ERC Consolidator Grant for Friedrich Förster

Friedrich Forster

He is one of the pioneers of a technique that makes it possible to observe cellular structures in molecular detail. And now Friedrich Förster, recently appointed Professor of Cryo-Electron Microscopy at Utrecht University, has been awarded a prestigious ERC Consolidator Grant. He will use the grant to study the workings of the endoplasmic reticulum, the compartment of the cell that specializes in the production of proteins. In so doing, he hopes to discover why the production of these proteins occasionally malfunctions, a situation occurring in many diseases.

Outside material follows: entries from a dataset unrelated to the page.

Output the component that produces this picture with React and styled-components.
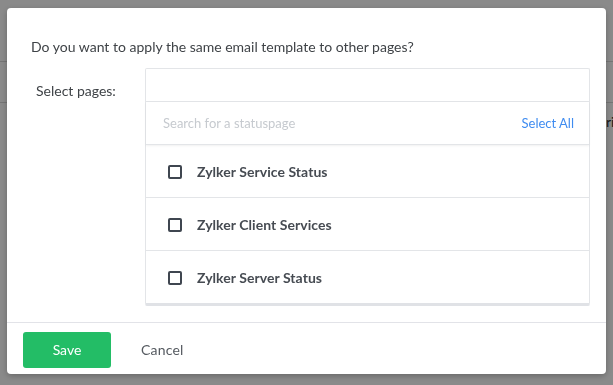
import React from 'react';
import styled, { createGlobalStyle } from 'styled-components';

const GlobalStyle = createGlobalStyle`
  html, body {
    margin: 0;
    padding: 0;
    background: #ffffff;
    font-family: Lato, "Open Sans", sans-serif;
    -webkit-font-smoothing: antialiased;
  }
`;

// page that lies under the overlay
const Page = styled.div`
  width: 613px;
  height: 385px;
  overflow: hidden;
`;

const PageHeader = styled.div`
  height: 61px;
  border-bottom: 1px solid #d8d8d8;
`;

const PageRow = styled.div`
  height: 40px;
  border-bottom: 1px solid #d8d8d8;
`;

const PageText = styled.div`
  padding-left: 606px;
  white-space: nowrap;
  font-size: 14px;
  line-height: 38px;
  color: #333;
`;

const Backdrop = styled.div`
  position: fixed;
  inset: 0;
  background: rgba(0, 0, 0, 0.46);
  display: flex;
  align-items: flex-start;
  padding: 8px 0 0 7px;
`;

const Dialog = styled.div`
  width: 599px;
  height: 366px;
  background: #ffffff;
  border-radius: 4px;
  box-shadow: 0 2px 6px rgba(0, 0, 0, 0.25);
  display: flex;
  flex-direction: column;
`;

const Body = styled.div`
  flex: 1;
  padding: 29px 16px 0 24px;
`;

const Question = styled.p`
  margin: 0 0 11px;
  font-size: 14px;
  line-height: 20px;
  color: #3f4347;
`;

const FormRow = styled.div`
  display: flex;
  align-items: flex-start;
`;

const Label = styled.label`
  width: 114px;
  padding-left: 5px;
  box-sizing: border-box;
  font-size: 14px;
  line-height: 20px;
  margin-top: 13px;
  color: #3f4347;
`;

const PickerBox = styled.div`
  width: 445px;
  border: 1px solid #e3e5e8;
  border-bottom: 3px solid #e0e2e6;
  border-radius: 2px;
  box-sizing: border-box;
`;

const EmptyInput = styled.div`
  height: 32px;
  border-bottom: 1px solid #e3e5e8;
`;

const SearchRow = styled.div`
  height: 42px;
  display: flex;
  align-items: center;
  justify-content: space-between;
  padding: 0 15px 0 17px;
  border-bottom: 1px solid #e3e5e8;
  box-shadow: 0 1px 2px rgba(0, 0, 0, 0.06);
  font-size: 13px;
`;

const SearchInput = styled.input`
  border: none;
  outline: none;
  padding: 0;
  font-family: inherit;
  font-size: 13px;
  color: #333;
  width: 250px;
  background: transparent;

  &::placeholder {
    color: #c6cacf;
  }
`;

const SelectAll = styled.a`
  color: #3f8cf0;
  cursor: pointer;
`;

const Item = styled.div`
  height: 52px;
  display: flex;
  align-items: center;
  padding-left: 22px;
  border-top: ${({ first }) => (first ? 'none' : '1px solid #e3e5e8')};
  font-size: 14px;
  font-weight: 700;
  letter-spacing: 0.05px;
  color: #464b52;
`;

const Check = styled.span`
  width: 14px;
  height: 14px;
  border: 2px solid #3f4650;
  border-radius: 2px;
  box-sizing: border-box;
  margin-right: 15px;
  margin-top: 1px;
`;

const Footer = styled.div`
  height: 52px;
  border-top: 1px solid #e2e3e8;
  display: flex;
  align-items: center;
  padding: 0 16px;
  box-sizing: border-box;
`;

const SaveButton = styled.button`
  width: 88px;
  height: 36px;
  border: none;
  border-radius: 3px;
  background: #23bd66;
  color: #ffffff;
  font-family: inherit;
  font-size: 14px;
  margin-top: 2px;
  cursor: pointer;
`;

const CancelButton = styled.button`
  border: none;
  background: transparent;
  padding: 0;
  margin: 2px 0 0 30px;
  font-family: inherit;
  font-size: 14px;
  letter-spacing: 0.2px;
  color: #555a60;
  cursor: pointer;
`;

const pages = ['Zylker Service Status', 'Zylker Client Services', 'Zylker Server Status'];

const App = () => (
  <>
    <GlobalStyle />
    <Page>
      <PageHeader />
      <PageRow />
      <PageText>ri</PageText>
    </Page>
    <Backdrop>
      <Dialog>
        <Body>
          <Question>Do you want to apply the same email template to other pages?</Question>
          <FormRow>
            <Label>Select pages:</Label>
            <PickerBox>
              <EmptyInput />
              <SearchRow>
                <SearchInput placeholder="Search for a statuspage" />
                <SelectAll>Select All</SelectAll>
              </SearchRow>
              {pages.map((p, i) => (
                <Item key={p} first={i === 0}>
                  <Check />
                  {p}
                </Item>
              ))}
            </PickerBox>
          </FormRow>
        </Body>
        <Footer>
          <SaveButton>Save</SaveButton>
          <CancelButton>Cancel</CancelButton>
        </Footer>
      </Dialog>
    </Backdrop>
  </>
);

export default App;
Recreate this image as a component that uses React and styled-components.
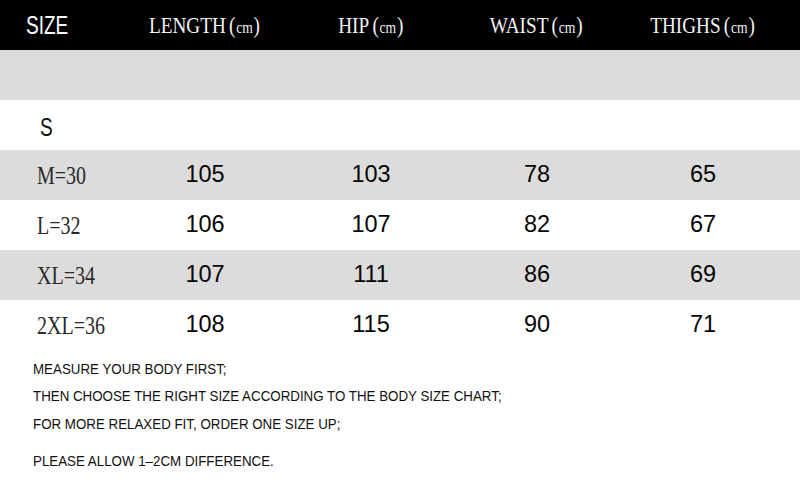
import React from "react";
import styled, { createGlobalStyle } from "styled-components";

const Global = createGlobalStyle`
  html, body { margin: 0; padding: 0; background: #ffffff; }
  body { width: 800px; height: 500px; overflow: hidden; }
`;

const Page = styled.div`
  width: 800px;
  height: 500px;
  background: #ffffff;
  display: flex;
  flex-direction: column;
`;

const Row = styled.div`
  display: grid;
  grid-template-columns: 122px repeat(4, 166px) 1fr;
  height: 50px;
  align-items: center;
  background: ${(p) => (p.$tone === "dark" ? "#000000" : p.$tone === "grey" ? "#dcdcdc" : "#ffffff")};
`;

const LabelCell = styled.div`
  padding-left: ${(p) => p.$pad}px;
  display: flex;
  align-items: center;
  height: 100%;
  padding-top: ${(p) => p.$drop || 0}px;
  box-sizing: border-box;
`;

const Cell = styled.div`
  display: flex;
  justify-content: center;
  align-items: center;
  height: 100%;
`;

const NarrowSans = styled.span`
  display: inline-block;
  font-family: "Liberation Sans", Arial, sans-serif;
  font-size: 25px;
  line-height: 1;
  color: ${(p) => p.$color};
  transform: scaleX(0.76);
  transform-origin: left center;
  white-space: nowrap;
`;

const SerifHead = styled.span`
  display: inline-block;
  font-family: "Liberation Serif", "Times New Roman", serif;
  font-size: 24px;
  line-height: 1;
  color: #f2f2f2;
  transform: scaleX(0.8);
  transform-origin: center center;
  white-space: nowrap;
`;

const Paren = styled.span`
  font-size: 24px;
  margin: 0 1px;
  &:first-of-type { margin-left: 4px; }
`;

const Unit = styled.span`
  font-size: 17px;
`;

const SizeLabel = styled.span`
  display: inline-block;
  font-family: "Liberation Serif", "Times New Roman", serif;
  font-size: 25px;
  line-height: 1;
  color: #2a2a2a;
  transform: scaleX(0.8);
  transform-origin: left center;
  white-space: nowrap;
`;

const Value = styled.span`
  font-family: "Liberation Sans", Arial, sans-serif;
  font-size: 23.5px;
  line-height: 1;
  color: #050505;
`;

const Notes = styled.div`
  display: flex;
  flex-direction: column;
  padding: 12px 0 0 33px;
`;

const Note = styled.div`
  font-family: "Liberation Sans", Arial, sans-serif;
  font-size: 15.5px;
  line-height: 14px;
  color: #111111;
  height: 14px;
  margin-bottom: ${(p) => p.$gap}px;
  white-space: nowrap;
  transform: scaleX(0.86);
  transform-origin: left center;
`;

const headers = ["LENGTH", "HIP", "WAIST", "THIGHS"];

const rows = [
  { size: "M=30", values: ["105", "103", "78", "65"] },
  { size: "L=32", values: ["106", "107", "82", "67"] },
  { size: "XL=34", values: ["107", "111", "86", "69"] },
  { size: "2XL=36", values: ["108", "115", "90", "71"] },
];

const notes = [
  { text: "MEASURE YOUR BODY FIRST;", gap: 13 },
  { text: "THEN CHOOSE THE RIGHT SIZE ACCORDING TO THE BODY SIZE CHART;", gap: 14 },
  { text: "FOR MORE RELAXED FIT, ORDER ONE SIZE UP;", gap: 23 },
  { text: "PLEASE ALLOW 1–2CM DIFFERENCE.", gap: 0 },
];

export default function App() {
  return (
    <Page>
      <Global />
      <Row $tone="dark">
        <LabelCell $pad={26}>
          <NarrowSans $color="#ffffff">SIZE</NarrowSans>
        </LabelCell>
        {headers.map((h) => (
          <Cell key={h}>
            <SerifHead>
              {h}
              <Paren>(</Paren>
              <Unit>cm</Unit>
              <Paren>)</Paren>
            </SerifHead>
          </Cell>
        ))}
      </Row>
      <Row $tone="grey" />
      <Row>
        <LabelCell $pad={40} $drop={5}>
          <NarrowSans $color="#111111">S</NarrowSans>
        </LabelCell>
      </Row>
      {rows.map((r, i) => (
        <Row key={r.size} $tone={i % 2 === 0 ? "grey" : "white"}>
          <LabelCell $pad={37}>
            <SizeLabel>{r.size}</SizeLabel>
          </LabelCell>
          {r.values.map((v, j) => (
            <Cell key={j}>
              <Value>{v}</Value>
            </Cell>
          ))}
        </Row>
      ))}
      <Notes>
        {notes.map((n) => (
          <Note key={n.text} $gap={n.gap}>
            {n.text}
          </Note>
        ))}
      </Notes>
    </Page>
  );
}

Förster uses cryo-electron tomography (CET), a method that is similar to a CT scan, but used on cells that have been cryogenically frozen. This technique allows him to create three-dimensional images of macromolecules. “The main benefit of this method is that you don’t have to isolate the proteins that you want to study, as is the case in many other techniques”, he explains. “We observe them in their native surroundings, in almost life-like conditions.” CET makes it possible to observe the entire process of protein formation, from the ‘birth’ of the proteins, to the way they fold, how sugar groups bind to them, and eventually how they are broken down when defective or no longer needed.

Resolution revolution

The resolution of this imaging technology has dramatically improved over the past few years. Förster: “Around three years ago, there was a revolution when a direct detection method became available. Images that had contained low amounts of signal before suddenly became much clearer.” With his background as a physicist, Förster is always working to improve the technique. At Utrecht University, he now has access to one of the newest, most advanced CET microscopes in the local facility ‘EM square’. 

He came to Utrecht from Germany, where he studied in Aachen, then earned his PhD and worked at the Max Planck Institute for Biochemistry in Munich, specifically to work with the university’s equipment. He is working at the Bijvoet Center for Biomolecular Research since last summer. Förster: “Here in Utrecht, I can work together with other groups who do a lot of structural biology research. Plus, they do extremely high-level research on membrane-bound proteins here.”

Implications in diseases

Around one third of the production of proteins occurs at the endoplasmic reticulum (ER). Many diseases are tied to mistakes that start there. For example, proteins can be folded incorrectly, or problems can occur in the process of binding to sugar groups, called glycosylation. We know that the ER is involved in the disease cystic fibrosis, and there are implications that part of the problem behind various neurodegenerative diseases like Alzheimer’s lies in the ER. Förster hopes that his research, which has just received more than two million Euros in funding as part of the ERC Grant, will be able to contribute to a greater understanding of the causes of these diseases.